If you think that the dynamic predicate applies starting from now, it's not completely true. In fact, there is another condition, very important from the query performance point of view. It's executed inside a pruningHasBenefit( partExpr: Expression, partPlan: LogicalPlan, otherExpr: Expression, otherPlan: LogicalPlan) method:

// For the left side
val hasBenefit = pruningHasBenefit(l, partScan.get, r, right)
newLeft = insertPredicate(l, newLeft, r, right, rightKeys, hasBenefit)

// For the right side
val hasBenefit = pruningHasBenefit(r, partScan.get, l, left)
newRight = insertPredicate(r, newRight, l, left, leftKeys, hasBenefit)

In the hasBenefit, the engine checks whether applying the DPP would be more beneficial than leaving the query untouched. This is controlled with the following formula:

// the pruning overhead is the total size in bytes of all scan relations
val overhead = otherPlan.collectLeaves().map(_.stats.sizeInBytes).sum.toFloat

filterRatio * partPlan.stats.sizeInBytes.toFloat > overhead.toFloat

Let's suppose then that the right side of the join has 10MB of data and the filter ratio is the default fallback property introduced in the previous part of the blog post (0.5). For that configuration, if the left side of the join is greater than 20MB, then using the DPP will be considered as beneficial. The outcome of this verification is later used in the physical execution stage to know whether the DDP should be applied even if the broadcast exchange cannot be reused. In other words, it means that executing the subquery would be more efficient than leaving the plan in its initial form.
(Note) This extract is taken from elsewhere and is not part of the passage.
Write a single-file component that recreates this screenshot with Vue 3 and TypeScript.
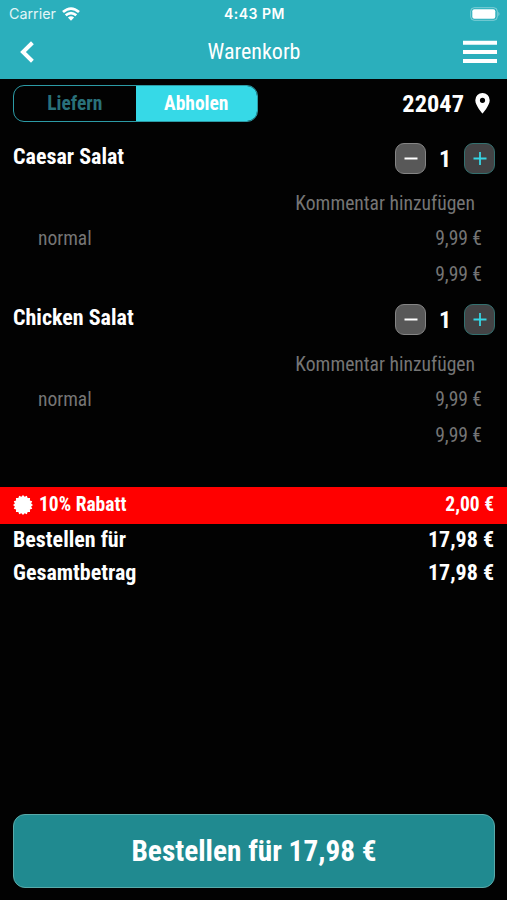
<script setup lang="ts">
import { ref } from 'vue'

interface CartItem {
  name: string
  quantity: number
  variant: string
  price: string
}

const mode = ref<'deliver' | 'pickup'>('pickup')
const items = ref<CartItem[]>([
  { name: 'Caesar Salat', quantity: 1, variant: 'normal', price: '9,99 €' },
  { name: 'Chicken Salat', quantity: 1, variant: 'normal', price: '9,99 €' },
])

const sealPoints = Array.from({ length: 32 }, (_, i) => {
  const radius = i % 2 === 0 ? 10 : 8.3
  const angle = (i * Math.PI) / 16
  return `${(10 + radius * Math.sin(angle)).toFixed(2)},${(10 - radius * Math.cos(angle)).toFixed(2)}`
}).join(' ')
</script>

<template>
  <main class="screen">
    <header class="header">
      <div class="status">
        <div class="carrier">
          <span>Carrier</span>
          <svg class="wifi" width="18" height="14" viewBox="0 0 18 14" fill="none" stroke="#fff" stroke-width="2.7">
            <path d="M1 5.1Q9-2 17 5.1M3.7 8.3Q9 3.8 14.3 8.3" />
            <path d="M9 13.8 5.9 10.6Q9 8.1 12.1 10.6Z" fill="#fff" stroke="none" />
          </svg>
        </div>
        <span class="clock">4:43 PM</span>
        <svg class="battery" width="30" height="14" viewBox="0 0 30 14">
          <rect x="0.7" y="0.7" width="26.6" height="12.6" rx="3.6" fill="none" stroke="#fff" stroke-opacity=".4" stroke-width="1" />
          <rect x="2.3" y="2.3" width="23" height="9.4" rx="2" fill="#fff" />
          <path d="M28.4 4.8Q30.6 7 28.4 9.2Z" fill="#fff" fill-opacity=".4" />
        </svg>
      </div>
      <nav class="nav">
        <button class="plain" aria-label="Zurück">
          <svg width="15" height="22" viewBox="0 0 15 22" fill="none" stroke="#fff" stroke-width="4"><path d="M12.4 1.8 3 11l9.4 9.2" /></svg>
        </button>
        <h1 class="title">Warenkorb</h1>
        <button class="plain" aria-label="Menü">
          <svg width="34" height="24" viewBox="0 0 34 24" fill="#fff"><path d="M0 0.7h34v4H0zM0 10h34v4H0zM0 19h34v4H0z" /></svg>
        </button>
      </nav>
    </header>

    <section class="options">
      <div class="toggle">
        <button :class="['choice', { active: mode === 'deliver' }]" @click="mode = 'deliver'">Liefern</button>
        <button :class="['choice', { active: mode === 'pickup' }]" @click="mode = 'pickup'">Abholen</button>
      </div>
      <div class="location">
        <span>22047</span>
        <svg width="15" height="21" viewBox="0 0 15 21"><path fill="#fff" fill-rule="evenodd" d="M7.5 0A7.2 7.2 0 0 0 .3 7.2C.3 12.6 7.5 20.6 7.5 20.6S14.7 12.6 14.7 7.2A7.2 7.2 0 0 0 7.5 0Zm0 4.7a2.6 2.6 0 1 1 0 5.2 2.6 2.6 0 0 1 0-5.2Z" /></svg>
      </div>
    </section>

    <article v-for="item in items" :key="item.name" class="item">
      <div class="item-head">
        <h2 class="name">{{ item.name }}</h2>
        <div class="stepper">
          <button class="step" aria-label="Weniger" @click="item.quantity = Math.max(1, item.quantity - 1)">
            <svg width="14" height="14" viewBox="0 0 14 14" stroke="#fff" stroke-width="2"><path d="M0.5 6.5h13" /></svg>
          </button>
          <span class="quantity">{{ item.quantity }}</span>
          <button class="step plus" aria-label="Mehr" @click="item.quantity++">
            <svg width="14" height="14" viewBox="0 0 14 14" stroke="#36d5e4" stroke-width="1.8"><path d="M0.5 6.5h13M7 0v13" /></svg>
          </button>
        </div>
      </div>
      <div class="comment">Kommentar hinzufügen</div>
      <div class="line"><span>{{ item.variant }}</span><span>{{ item.price }}</span></div>
      <div class="line sum"><span>{{ item.price }}</span></div>
    </article>

    <section class="totals">
      <div class="discount">
        <svg width="20" height="20" viewBox="0 0 20 20"><polygon :points="sealPoints" fill="#fff" /></svg>
        <span class="discount-name">10% Rabatt</span>
        <span>2,00 €</span>
      </div>
      <div class="total"><span>Bestellen für</span><span>17,98 €</span></div>
      <div class="total"><span>Gesamtbetrag</span><span>17,98 €</span></div>
    </section>

    <footer class="footer">
      <button class="order">Bestellen für 17,98 €</button>
    </footer>
  </main>
</template>

<style>
body {
  margin: 0;
  background: #000;
}
</style>

<style scoped>
.screen {
  display: flex;
  flex-direction: column;
  box-sizing: border-box;
  height: 900px;
  background: #020202;
  color: #fff;
  font-family: "Roboto Condensed", Roboto, sans-serif;
  font-stretch: 75%;
}
button {
  padding: 0;
  border: 0;
  background: none;
  color: inherit;
  font: inherit;
}
svg {
  display: block;
  flex: none;
}
h1, h2 {
  margin: 0;
}
.header {
  box-sizing: border-box;
  height: 79px;
  background: #2bafbc;
}
.status {
  display: grid;
  grid-template-columns: 1fr auto 1fr;
  align-items: center;
  height: 27px;
  padding: 0 7px 0 9px;
  font-family: Inter, sans-serif;
  font-stretch: normal;
  font-size: 14px;
}
.carrier {
  display: flex;
  align-items: center;
  gap: 6px;
  color: #e2f5f7;
  font-size: 14.3px;
}
.clock {
  font-weight: 600;
  letter-spacing: 0.5px;
}
.battery {
  justify-self: end;
}
.nav {
  display: flex;
  align-items: center;
  justify-content: space-between;
  height: 50px;
  padding: 0 10px 0 20px;
}
.title {
  padding: 0 0 2px 10px;
  font-size: 22px;
  font-weight: 400;
}
.options {
  display: flex;
  align-items: center;
  justify-content: space-between;
  height: 37px;
  padding: 6px 17px 0 13px;
}
.toggle {
  display: grid;
  grid-template-columns: 1fr 1fr;
  box-sizing: border-box;
  width: 245px;
  height: 37px;
  overflow: hidden;
  border: 1px solid #2c9ba6;
  border-radius: 11px;
}
.choice {
  color: #29717a;
  font-size: 19.5px;
  font-weight: 700;
}
.choice.active {
  background: #36d9e7;
  color: #fff;
}
.location {
  display: flex;
  align-items: center;
  gap: 11px;
  font-size: 24.4px;
  font-weight: 700;
}
.location svg {
  margin-bottom: 1px;
}
.item {
  height: 161px;
}
.options + .item {
  margin-top: 19px;
}
.item-head {
  display: flex;
  justify-content: space-between;
  height: 45px;
  padding: 0 12px 0 13px;
}
.name {
  font-size: 22px;
  font-weight: 700;
  line-height: 31px;
}
.stepper {
  display: flex;
  align-items: center;
  height: 31px;
  padding-top: 2px;
}
.step {
  display: grid;
  place-items: center;
  box-sizing: border-box;
  width: 31px;
  height: 31px;
  border: 1px solid #858585;
  border-radius: 9px;
  background: #585858;
}
.step.plus {
  border-color: #34706f;
  background: #434345;
}
.quantity {
  width: 38px;
  text-align: center;
  font-size: 24px;
  font-weight: 700;
}
.comment {
  padding-right: 32px;
  color: #757575;
  font-size: 19.6px;
  line-height: 35px;
  text-align: right;
}
.line {
  display: flex;
  justify-content: space-between;
  padding: 0 25px 0 38px;
  color: #757575;
  font-size: 19.5px;
  line-height: 35.5px;
}
.sum {
  justify-content: flex-end;
}
.totals {
  margin-top: 24px;
}
.discount {
  display: flex;
  box-sizing: border-box;
  align-items: center;
  height: 37px;
  padding: 0 13px 2px;
  background: #f00;
  font-size: 19.5px;
  font-weight: 700;
}
.discount-name {
  flex: 1;
  margin-left: 6px;
}
.total {
  display: flex;
  justify-content: space-between;
  padding: 0 13px;
  font-size: 22px;
  font-weight: 700;
  line-height: 33px;
}
.discount + .total {
  margin-top: -1px;
}
.footer {
  display: flex;
  margin-top: auto;
  padding: 0 12px 12px 13px;
}
.order {
  box-sizing: border-box;
  flex: 1;
  height: 74px;
  border: 1px solid #59aaa9;
  border-radius: 12px;
  background: #208a90;
  font-size: 29.3px;
  font-weight: 700;
}
</style>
The fallback filter value is not used when the valid stats are available. If they do, the filterRatio will be computed as (1 - distinct values in the partitioning column on the right side / distinct values in the partitioning column on the left side) [opposite for the right side check]:

val partDistinctCount = distinctCounts(leftAttr, partPlan)
val otherDistinctCount = distinctCounts(rightAttr, otherPlan)
val availableStats = partDistinctCount.isDefined && partDistinctCount.get > 0 &&
  otherDistinctCount.isDefined
if (!availableStats) {
  fallbackRatio
} else if (partDistinctCount.get.toDouble <= otherDistinctCount.get.toDouble) {
  // there is likely an estimation error, so we fallback
  fallbackRatio
} else {
  1 - otherDistinctCount.get.toDouble / partDistinctCount.get.toDouble
}

Once all lights are green, the DPP is added to the plan but only when it's worth or spark.sql.exchange.reuse is enabled:

val reuseEnabled = SQLConf.get.exchangeReuseEnabled
val index = joinKeys.indexOf(filteringKey)
if (hasBenefit || reuseEnabled) {
  // insert a DynamicPruning wrapper to identify the subquery during query planning
  Filter(
    DynamicPruningSubquery(
      pruningKey,
      filteringPlan,
      joinKeys,
      index,
      !hasBenefit || SQLConf.get.dynamicPartitionPruningReuseBroadcastOnly),
    pruningPlan)
} else {
  // abort dynamic partition pruning
  pruningPlan
}

Physical execution

As you can see, a new node DynamicPruningSubquery is then added to the query plan. It has an interesting flag represented by !hasBenefit || SQLConf.get.dynamicPartitionPruningReuseBroadcastOnly expression, that can invalidate the optimization at runtime. This expression is assigned to a property called onlyInBroadcast. If it's set to true and there is no chance to reuse the BroadcastExchange (reuse == no recomputation), the execution ignores the dynamic pruning by adding this dummy node always evaluated to true:

// PlanDynamicPruningFilters (physical planner)       
val canReuseExchange = SQLConf.get.exchangeReuseEnabled && buildKeys.nonEmpty &&
          plan.find {
            case BroadcastHashJoinExec(_, _, _, BuildLeft, _, left, _) =>
              left.sameResult(sparkPlan)
            case BroadcastHashJoinExec(_, _, _, BuildRight, _, _, right) =>
              right.sameResult(sparkPlan)
            case _ => false
          }.isDefined

        if (canReuseExchange) {
// ...
          DynamicPruningExpression(InSubqueryExec(value, broadcastValues, exprId))
        } else if (onlyInBroadcast) {
          // it is not worthwhile to execute the query, so we fall-back to a true literal
          DynamicPruningExpression(Literal.TrueLiteral)

In the least resort, so when the engine can't reuse the broadcast but executing the subquery is cheaper than leaving the plan untouched (cf. the filter ratio-based comparison), this check adds the subquery node (onlyInBroadcast is false):

          // we need to apply an aggregate on the buildPlan in order to be column pruned
          val alias = Alias(buildKeys(broadcastKeyIndex), buildKeys(broadcastKeyIndex).toString)()
          val aggregate = Aggregate(Seq(alias), Seq(alias), buildPlan)
          DynamicPruningExpression(expressions.InSubquery(
            Seq(value), ListQuery(aggregate, childOutputs = aggregate.output)))
        }

You can see all these 3 plans in the following simplified ASTs:

Before terminating, let's see how all these examples work on real queries:

The Dynamic Partitioning Pruning is then another great feature optimizing query execution in Apache Spark 3.0. Even though it's not implemented yet with the Adaptive Query Execution covered some weeks ago, it's still a good opportunity to make the queries more adapted to the real data workloads.